We get about two pages of stuff we already know.  The narrator reminds us that Heller was imprisoned at Spiteos before getting roped into Mission Earth, the Apparatus is up to something, Krak has royal pardons, going to Spiteos to get them will be dangerous, Gris is "apparently dead now," nothing new.  Heller gets to decide what to do next, because we've rewound the story to just as he and Krak are leaving Gris' office.

Well, a few more hours before reporting in would make no difference.  He was still operating under his own cognizance.  He decided to take a chance.  So he said "All right."  It was a fateful decision; even though it showed no signs of it on the surface, it was going to change the course of hundreds of billions of lives.

As opposed to a mere hundred million lives.  Also, I guess it's a third person omniscient narrator?

Heller passes Gris' confiscated blackmail material to Commander Crup while Krak tells the guy about Gris' "suicide."  Everyone bonds over the shared sentiment that it'd be wonderful for the rest of the Apparatus to suffer the same fate, because if there's one thing Heller's learned from dealing with Raht and Faht Bey and everyone else at Afyon, it's that every single member of the Apparatus is irredeemably evil and deserves only a painful death.

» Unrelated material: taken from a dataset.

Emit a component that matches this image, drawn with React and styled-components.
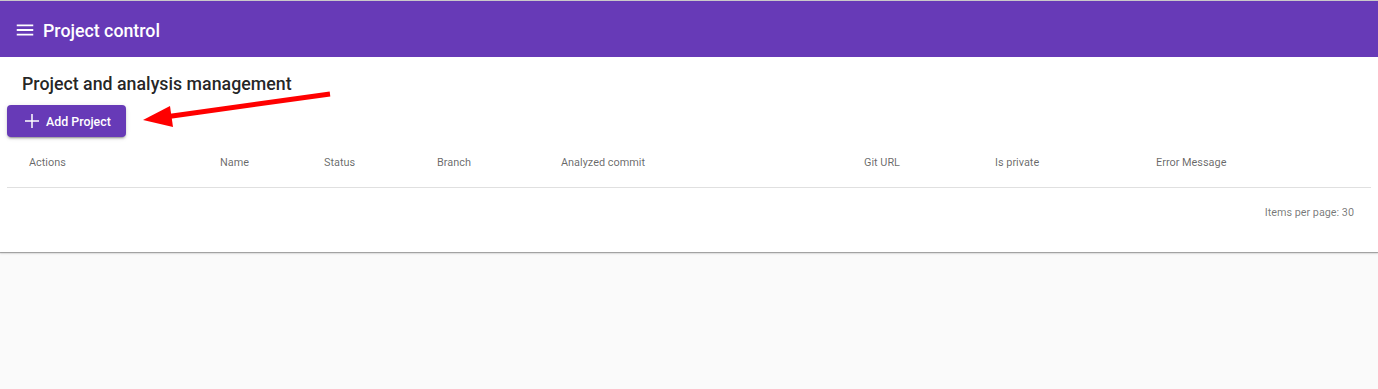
import React from 'react'
import styled, { createGlobalStyle } from 'styled-components'

const GlobalStyle = createGlobalStyle`
  html, body {
    margin: 0;
    padding: 0;
    background: #fafafa;
    font-family: Roboto, "Noto Sans", sans-serif;
  }
`

const Page = styled.div`
  position: relative;
  min-height: 389px;
  border-top: 1px solid #c9c9c9;
`

const Toolbar = styled.header`
  box-sizing: border-box;
  height: 56px;
  background: #673ab7;
  color: #fff;
  display: flex;
  align-items: center;
  padding: 2px 14px 0;
  gap: 7px;
`

const ToolbarTitle = styled.h1`
  margin: 0;
  font-size: 17.8px;
  font-weight: 500;
`

const Card = styled.section`
  background: #fff;
  padding-bottom: 16px;
  box-shadow: 0 1px 1px rgba(0, 0, 0, 0.3), 0 2px 2px rgba(0, 0, 0, 0.08);
`

const Heading = styled.h2`
  margin: 0;
  padding: 15px 22px 0;
  font-size: 17.8px;
  line-height: 24px;
  font-weight: 500;
  color: rgba(0, 0, 0, 0.87);
`

const Actions = styled.div`
  padding: 9px 7px 0;
`

const RaisedButton = styled.button`
  display: inline-flex;
  align-items: center;
  gap: 2px;
  height: 32px;
  padding: 0 15px 0 13px;
  border: none;
  border-radius: 4px;
  background: #673ab7;
  color: #fff;
  font-family: Roboto, sans-serif;
  font-size: 12.4px;
  font-weight: 500;
  box-shadow: 0 3px 1px -2px rgba(0, 0, 0, 0.2), 0 2px 2px 0 rgba(0, 0, 0, 0.14), 0 1px 5px 0 rgba(0, 0, 0, 0.12);
`

const Table = styled.div`
  margin: 0 7px;
`

const HeaderRow = styled.div`
  display: grid;
  grid-template-columns: 191px 104px 113px 124px 303px 131px 161px 1fr;
  align-items: center;
  height: 50px;
  padding-left: 22px;
  border-bottom: 1px solid #e0e0e0;
`

const HeaderCell = styled.div`
  font-size: 10.9px;
  font-weight: 400;
  color: rgba(0, 0, 0, 0.6);
`

const Paginator = styled.div`
  display: flex;
  justify-content: flex-end;
  align-items: center;
  height: 48px;
  padding-right: 17px;
  font-size: 10.8px;
  color: rgba(0, 0, 0, 0.54);
`

const Annotation = styled.svg`
  position: absolute;
  left: 0;
  top: 0;
  pointer-events: none;
`

const columns = ['Actions', 'Name', 'Status', 'Branch', 'Analyzed commit', 'Git URL', 'Is private', 'Error Message']

function MenuIcon() {
  return (
    <svg width="22" height="22" viewBox="0 0 24 24" fill="#fff">
      <path d="M3 18h18v-2H3v2zm0-5h18v-2H3v2zm0-7v2h18V6H3z" />
    </svg>
  )
}

function AddIcon() {
  return (
    <svg width="24" height="24" viewBox="0 0 24 24" fill="#fff">
      <path d="M19 12.75h-6.25V19h-1.5v-6.25H5v-1.5h6.25V5h1.5v6.25H19v1.5z" />
    </svg>
  )
}

export default function App() {
  return (
    <Page>
      <GlobalStyle />
      <Toolbar>
        <MenuIcon />
        <ToolbarTitle>Project control</ToolbarTitle>
      </Toolbar>
      <Card>
        <Heading>Project and analysis management</Heading>
        <Actions>
          <RaisedButton>
            <AddIcon />
            Add Project
          </RaisedButton>
        </Actions>
        <Table>
          <HeaderRow>
            {columns.map((c) => (
              <HeaderCell key={c}>{c}</HeaderCell>
            ))}
          </HeaderRow>
          <Paginator>Items per page: 30</Paginator>
        </Table>
      </Card>
      <Annotation width="1378" height="389">
        <line x1="330" y1="93" x2="165" y2="116" stroke="#ff0000" strokeWidth="5" />
        <polygon points="143,119 170,105 173,126" fill="#ff0000" />
      </Annotation>
    </Page>
  )
}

They meet Old Atty back at Fleet Reserve, who just stuffed Tug One full of food and fuel using the last thousand spacebux left in Mission Earth's budget - he even got some flowers for Krak.  Crup also mentions that Tug One... wait a minute, wasn't it officially renamed Prince Caucalsia?  I never use the name because I think it's stupid, but the characters aren't either.  Anyway, the tug officially belongs to the Exterior Division.

"Well, I don't want to turn a nice ship like this over to the 'drunks!'" said Jet.  "They'll just strip the silver and gold and precious stones out of it and use it to throw garbage in."

Which wouldn't even be an issue if some idiot hadn't decided to make a luxury tubgoat.

Crup makes a suggestion: since the tug's tail has been damaged, Heller should make a "total-loss report" so Krak (somehow) can keep the vessel.  Heller declines, because that would be dishonest.  But maybe morality isn't something absolute, maybe it depends on who you would be stealing from.

"Oh, you," said Commander Crup.  "You're dealing with the 'drunks.'  What's honesty got to do with it?  Look, I'll file the report for you myself.  I've got your mission-order number.  I'm blasted if the Apparatus is going to get anything off the Fleet!  Even if they paid for it."

"No," said Jet.

C'mon, was there any doubt?  Heller's just too damn heroic to steal.  He'll probably buy the tug himself, or

"Yes," said Crup.  "Lady, you've got yourself a space tug.  Put it in the back yard and raise kids in it."

That's just idiotic, like buying a luxury yacht and living out of it while it's on a trailer in the driveway instead of using it as a boat.  How stupid would you have to be to

The Countess Krak, dressed as a Fleet marine for disguise, blushed a blush that was visible even in the night.

They all laughed.  "I see I can't keep any secrets around here," said Jet.  "We've got to get going.  Tonight's work isn't done.  A million thanks to all of you.  If all goes well, I'll invite you to the wedding."

Well, I guess if it's stealing for Krak's sake, Heller's fine with it.  So what's the message here, Hubbard?  Morals are negotiable in the face of a sufficiently toasty piece of ass?  Or is Krak the Garden of Eden temptress leading Heller into sin?  Or is our hero simply caving in to peer pressure?

But anyway, here we are, back in the plot, as it is, now free of Gris cluttering up our narration with his stupidity and incorrect assumptions, leaving us with... well, not much.

Back to Part Sixty-Seven, Chapters Eight and Nine 

1 comment:

  1. Hubbard is the worst! How the (bleeping) manco demons does Monte know intimate dialogue like "If all goes well, I'll invite you to the wedding." Was that in one of the testimonies or articles he dug up? Hightee Heller sure wasen't standing around with Jet and co at the time to recall this stuff with pinpoint precision. Was the whole Monte section written by the ghostwriter to try to put in some new, plausible framing device? Lord Invay and 54 Charlee Nine sure were. But it can't be. The ghostwriter knew to just use them as framing devices and get to the point. That bad poetry and all the useless diversions (and, most notably, the ALL CAPS EXCLAMATIONS!) is too Hubbard-ish to be anybody else's writing.